= Jeremias II al-Amshitti =

Head of the Maronite Church from 1199 to 1230

Jeremiah II al-Amshitti (ارميا العمشيتي; died 1230), born Abdallah Khairallah Obeid (عبدالله خيرالله عبيد), was the 32nd Maronite Patriarch of Antioch from 1199. He was known for the miracle of the levitation of the host during a Mass he celebrated in Rome on the occasion of his participation in the Fourth Council of the Lateran.

He was born in Amsheet, a village near Byblos, the ancient Phoenician city. Very pious since his young age, he lived in a hermitage in his village, in a cell near the Saint-Zakhia church (then known as "the Holy Zakhia churches" because they were three small churches, very old, dating to the fifth century). His brothers helped in the development of these hermitages. After a period in the hermitage in his hometown, he went to another hermitage, Mayfouk, to the convent of Our Lady Of Ilige. The Maronite tradition has a custom of choosing patriarchs from among hermits.

He was elected patriarch of the Maronite Church, following the death of Patriarch Peter IV (بطرس الرابع). Amshitti chose for the first patriarchal seat, Yanouh (يانوح). Known for his devotion, he was invited to Rome by Pope Innocent III to participate in the IV Council of the Lateran. The Patriarch Jeremiah Amshitti was working to consolidate the Maronite faith in union with the Catholic Church. He spent five years in Rome, from the Pope he received the pallium, a sign of unity with Rome, and he participated in the Fourth Council of the Lateran on 11 November 1215. Al-Amshitti was Maronite Patriarch until 1230, when he died at Mayfouk.
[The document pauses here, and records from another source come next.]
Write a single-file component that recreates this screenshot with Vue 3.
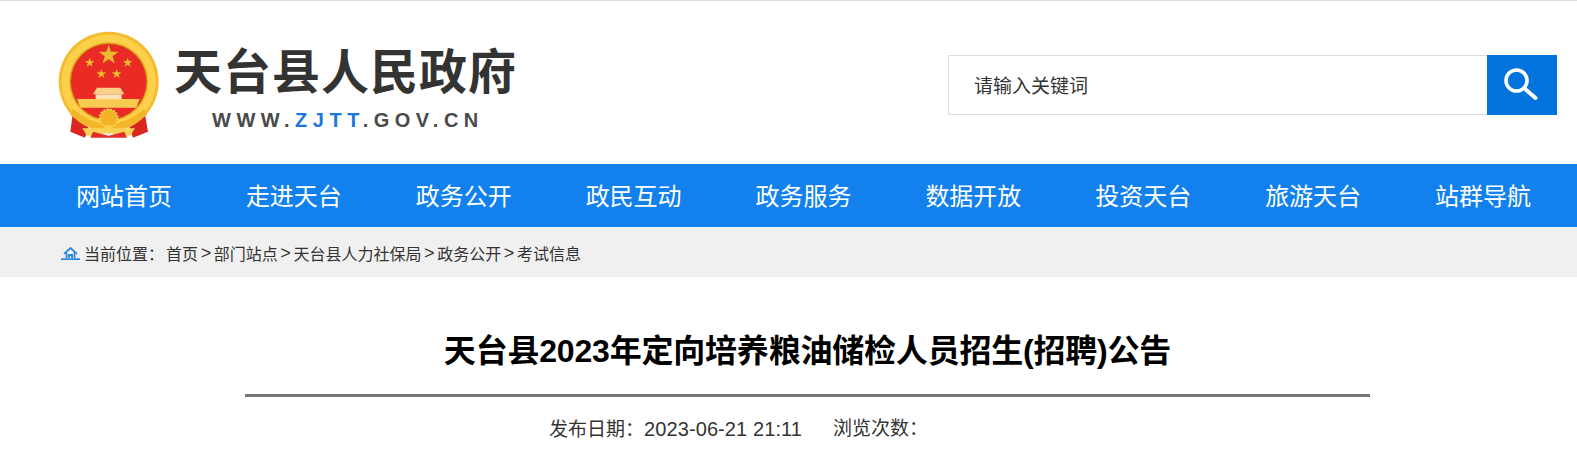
<template>
  <div class="page">
    <header class="top">
      <div class="logo">
        <svg class="emblem" width="101" height="110" viewBox="55 48 303 330">
          <path d="M102 275 L92 350 L136 368 L150 320 Z" fill="#d9261f" />
          <path d="M312 275 L325 350 L280 368 L264 320 Z" fill="#d9261f" />
          <circle cx="207" cy="200" r="150" fill="#f6bc2f" />
          <circle cx="207" cy="200" r="130" fill="none" stroke="#fbd04a" stroke-width="22" />
          <circle cx="207" cy="200" r="116" fill="#c98b14" />
          <circle cx="207" cy="200" r="113" fill="#ea2a25" />
          <polygon v-for="(s, i) in stars" :key="i" :points="s" fill="#eeb92c" />
          <path d="M172 218 H242 L254 238 H160 Z" fill="#f8d08a" />
          <rect x="168" y="238" width="78" height="14" fill="#fbe3b5" />
          <path d="M112 252 H300 L290 278 H122 Z" fill="#f7cb52" />
          <path d="M100 282 Q207 372 314 282 L322 300 Q207 392 92 300 Z" fill="#f3b52a" />
          <path d="M128 340 H286 L272 362 H240 L207 352 L174 362 H142 Z" fill="#f8d257" />
          <path d="M160 350 L207 362 L254 350 L262 368 H152 Z" fill="#e42e27" />
          <circle cx="207" cy="310" r="27" fill="#f2b226" stroke="#f9d35c" stroke-width="6" stroke-dasharray="6 4" />
          <circle cx="207" cy="343" r="13" fill="#f9cf4d" />
        </svg>
        <div class="logo-text">
          <div class="site-name">天台县人民政府</div>
          <div class="site-url">WWW.<span class="blue">ZJTT</span>.GOV.CN</div>
        </div>
      </div>
      <div class="search">
        <div class="search-input">请输入关键词</div>
        <div class="search-btn">
          <svg width="36" height="36" viewBox="0 0 36 36" fill="none" stroke="#fff">
            <circle cx="12.5" cy="13.5" r="10.5" stroke-width="3.6" />
            <path d="M20.5 21.5 L31.5 31" stroke-width="4" stroke-linecap="round" />
          </svg>
        </div>
      </div>
    </header>

    <nav class="nav">
      <a v-for="item in navItems" :key="item">{{ item }}</a>
    </nav>

    <div class="crumb">
      <svg class="home" width="19" height="13" viewBox="0 0 19 13" fill="none" stroke="#2a85dd" stroke-width="1.8">
        <path d="M3 6.8 L9.5 1 L16 6.8" />
        <path d="M5.5 5.5 V11 M13.5 5.5 V11 M8 11 V8 H11 V11" />
        <path d="M0 12.2 H19" />
      </svg>
      <span class="here">当前位置：</span><span>首页</span><i>&gt;</i><span>部门站点</span><i>&gt;</i><span>天台县人力社保局</span><i>&gt;</i><span>政务公开</span><i>&gt;</i><span>考试信息</span>
    </div>

    <main class="article">
      <h1>天台县2023年定向培养粮油储检人员招生(招聘)公告</h1>
      <div class="meta">
        <span>发布日期：<span class="date">2023-06-21 21:11</span></span>
        <span>浏览次数：</span>
      </div>
    </main>
  </div>
</template>

<script setup>
const navItems = ['网站首页', '走进天台', '政务公开', '政民互动', '政务服务', '数据开放', '投资天台', '旅游天台', '站群导航']

// five stars of the emblem: [cx, cy, outer radius]
const starSpots = [[207, 120, 31], [150, 143, 15], [264, 143, 15], [185, 177, 15], [231, 177, 15]]
const stars = starSpots.map(([cx, cy, r]) => {
  const pts = []
  for (let i = 0; i < 10; i++) {
    const rad = i % 2 ? r * 0.4 : r
    const a = -Math.PI / 2 + (i * Math.PI) / 5
    pts.push((cx + rad * Math.cos(a)).toFixed(1) + ',' + (cy + rad * Math.sin(a)).toFixed(1))
  }
  return pts.join(' ')
})
</script>

<style>
html, body {
  margin: 0;
  background: #fff;
}
</style>

<style scoped>
.page {
  width: 1577px;
  height: 460px;
  overflow: hidden;
  font-family: "Liberation Sans", "Noto Sans CJK SC", sans-serif;
  color: #333;
}

.top {
  height: 164px;
  box-sizing: border-box;
  border-top: 1px solid #ddd;
  display: flex;
  justify-content: space-between;
  align-items: flex-start;
  padding: 30px 20px 0 58px;
}

.logo {
  display: flex;
}

.logo-text {
  margin-left: 15px;
  padding-top: 13px;
}

.site-name {
  font-size: 48px;
  line-height: 58px;
  font-weight: 700;
  letter-spacing: 1px;
  color: #333;
  white-space: nowrap;
}

.site-url {
  margin-top: 6px;
  margin-left: 38px;
  font-size: 20px;
  line-height: 24px;
  font-weight: 700;
  letter-spacing: 5.5px;
  color: #4a4a4a;
}

.blue {
  color: #1a78dc;
}

.search {
  display: flex;
  margin-top: 24px;
  height: 60px;
}

.search-input {
  width: 539px;
  box-sizing: border-box;
  border: 1px solid #ddd;
  border-right: none;
  padding-left: 25px;
  font-size: 19px;
  line-height: 61px;
  color: #333;
}

.search-btn {
  width: 70px;
  background: #0073dc;
  display: flex;
  align-items: center;
  justify-content: center;
}

.nav {
  height: 63px;
  background: #1281ee;
  display: flex;
  justify-content: space-between;
  padding: 0 46px 0 76px;
}

.nav a {
  font-size: 24px;
  line-height: 65px;
  color: #fff;
}

.crumb {
  height: 50px;
  box-sizing: border-box;
  padding: 2px 0 0 61px;
  background: #f0f0f0;
  display: flex;
  align-items: center;
  font-size: 16px;
  color: #333;
}

.home {
  margin-right: 4px;
}

.here {
  margin-right: 2px;
}

.crumb i {
  font-style: normal;
  font-size: 18px;
  margin: 0 2.6px;
}

.article {
  width: 1125px;
  margin-left: 245px;
}

.article h1 {
  margin: 0;
  padding-top: 51px;
  height: 66px;
  line-height: 46px;
  font-size: 32px;
  font-weight: 700;
  letter-spacing: -0.2px;
  text-align: center;
  color: #000;
  border-bottom: 3px solid #777;
}

.meta {
  margin-top: 17px;
  padding-left: 304px;
  display: flex;
  gap: 31px;
  font-size: 19px;
  line-height: 30px;
  color: #333;
}

.date {
  font-size: 20px;
  letter-spacing: 0.1px;
}
</style>
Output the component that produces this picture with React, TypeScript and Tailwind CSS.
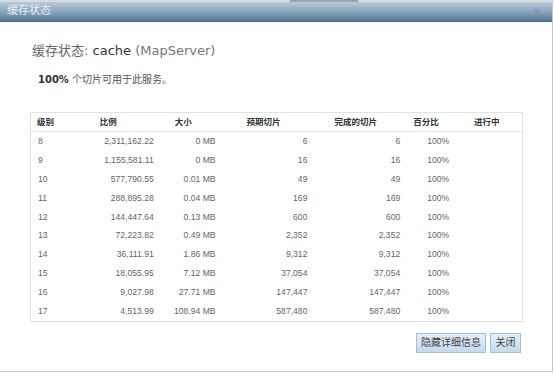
import React from 'react';

const rows = [
  ['8', '2,311,162.22', '0 MB', '6', '6', '100%'],
  ['9', '1,155,581.11', '0 MB', '16', '16', '100%'],
  ['10', '577,790.55', '0.01 MB', '49', '49', '100%'],
  ['11', '288,895.28', '0.04 MB', '169', '169', '100%'],
  ['12', '144,447.64', '0.13 MB', '600', '600', '100%'],
  ['13', '72,223.82', '0.49 MB', '2,352', '2,352', '100%'],
  ['14', '36,111.91', '1.86 MB', '9,312', '9,312', '100%'],
  ['15', '18,055.95', '7.12 MB', '37,054', '37,054', '100%'],
  ['16', '9,027.98', '27.71 MB', '147,447', '147,447', '100%'],
  ['17', '4,513.99', '108.94 MB', '587,480', '587,480', '100%'],
];

const cjk = "font-['DejaVu_Sans','Noto_Sans_CJK_SC',sans-serif]";
const num = "font-['Liberation_Sans','Noto_Sans_CJK_SC',sans-serif]";

export default function App() {
  return (
    <div className="w-[554px] h-[374px] bg-white overflow-hidden">
      {/* underlying page strip */}
      <div className="flex h-[2px] bg-[#d6dbe0]">
        <div className="w-[290px]" />
        <div className="w-[68px] bg-[#9aa4ae]" />
      </div>

      <div className="w-[553px] h-[370px] border-r border-b border-[#c9c9c9] flex flex-col">
        {/* Title bar */}
        <div className="h-[20px] flex items-center justify-between pl-[7px] pr-[12px] bg-gradient-to-b from-[#b9cad9] via-[#8ba6bd] to-[#56789a] border-b border-[#46688a]">
          <span className={`${cjk} text-[11px] text-[#e6edf3]`}>缓存状态</span>
          <span className={`${num} text-[11px] font-bold text-[#7f94a8] leading-none`}>x</span>
        </div>

        {/* Body */}
        <div className="flex-1 flex flex-col px-[30px]">
          <div className={`${cjk} mt-[20px] ml-[2px] text-[13px] text-[#666] leading-[18px]`}>
            缓存状态: <span className="text-[#333]">cache</span> <span className="text-[#777]">(MapServer)</span>
          </div>

          <div className={`${cjk} mt-[13px] ml-[8px] text-[10px] text-[#555] leading-[14px]`}>
            <span className="font-semibold text-[#333]">100%</span> 个切片可用于此服务。
          </div>

          {/* Table */}
          <div className="mt-[25px] w-[493px] border border-[#e2e2e2]">
            <div className={`${cjk} flex h-[19px] items-center border-b border-[#e2e2e2] text-[8.5px] font-bold text-[#333]`}>
              <div className="w-[62px] pl-[6px]">级别</div>
              <div className="w-[68px] pl-[7px]">比例</div>
              <div className="w-[62px] pl-[14px]">大小</div>
              <div className="w-[92px] pl-[24px]">预期切片</div>
              <div className="w-[93px] pl-[20px]">完成的切片</div>
              <div className="w-[60px] pl-[6px]">百分比</div>
              <div className="w-[55px] pl-[7px]">进行中</div>
            </div>
            {rows.map((r) => (
              <div key={r[0]} className={`${num} flex h-[18.9px] items-center text-[8.6px] text-[#666]`}>
                <div className="w-[62px] pl-[7px]">{r[0]}</div>
                <div className="w-[68px] pr-[7px] text-right">{r[1]}</div>
                <div className="w-[62px] pr-[7px] text-right">{r[2]}</div>
                <div className="w-[92px] pr-[7px] text-right">{r[3]}</div>
                <div className="w-[93px] pr-[7px] text-right">{r[4]}</div>
                <div className="w-[60px] pl-[20px]">{r[5]}</div>
                <div className="w-[55px]" />
              </div>
            ))}
          </div>

          {/* Buttons */}
          <div className="mt-[11px] w-[491px] flex justify-end gap-[4px]">
            <button className={`${cjk} h-[20px] w-[70px] text-[10px] text-[#444] border border-[#a4bfdb] bg-gradient-to-b from-[#e6eff8] to-[#c5daef]`}>
              隐藏详细信息
            </button>
            <button className={`${cjk} h-[20px] w-[31px] text-[10px] text-[#444] border border-[#a4bfdb] bg-gradient-to-b from-[#e6eff8] to-[#c5daef]`}>
              关闭
            </button>
          </div>
        </div>
      </div>
    </div>
  );
}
During his stay in Rome and during a celebration of the Eucharist in the presence of Pope Innocent III, at St. Peter's Basilica, a light came out of the host and the host remained elevated after the patriarch had dropped his hands. Estephan El Douaihy, great historian and Maronite Patriarch, writes about this event in his history of the Maronite patriarchs (سلسلة البطاركة الموارنة) and says that the Pope ordered that this scene be represented on the walls of St. Peter's Basilica.

==Bibliography==
- Lahoud, Adib; Al Dawha al Amchitiya, 1954, Dar El Tibaa wal Nasher, Rue des Cèdres, Saifi, Beyrouth.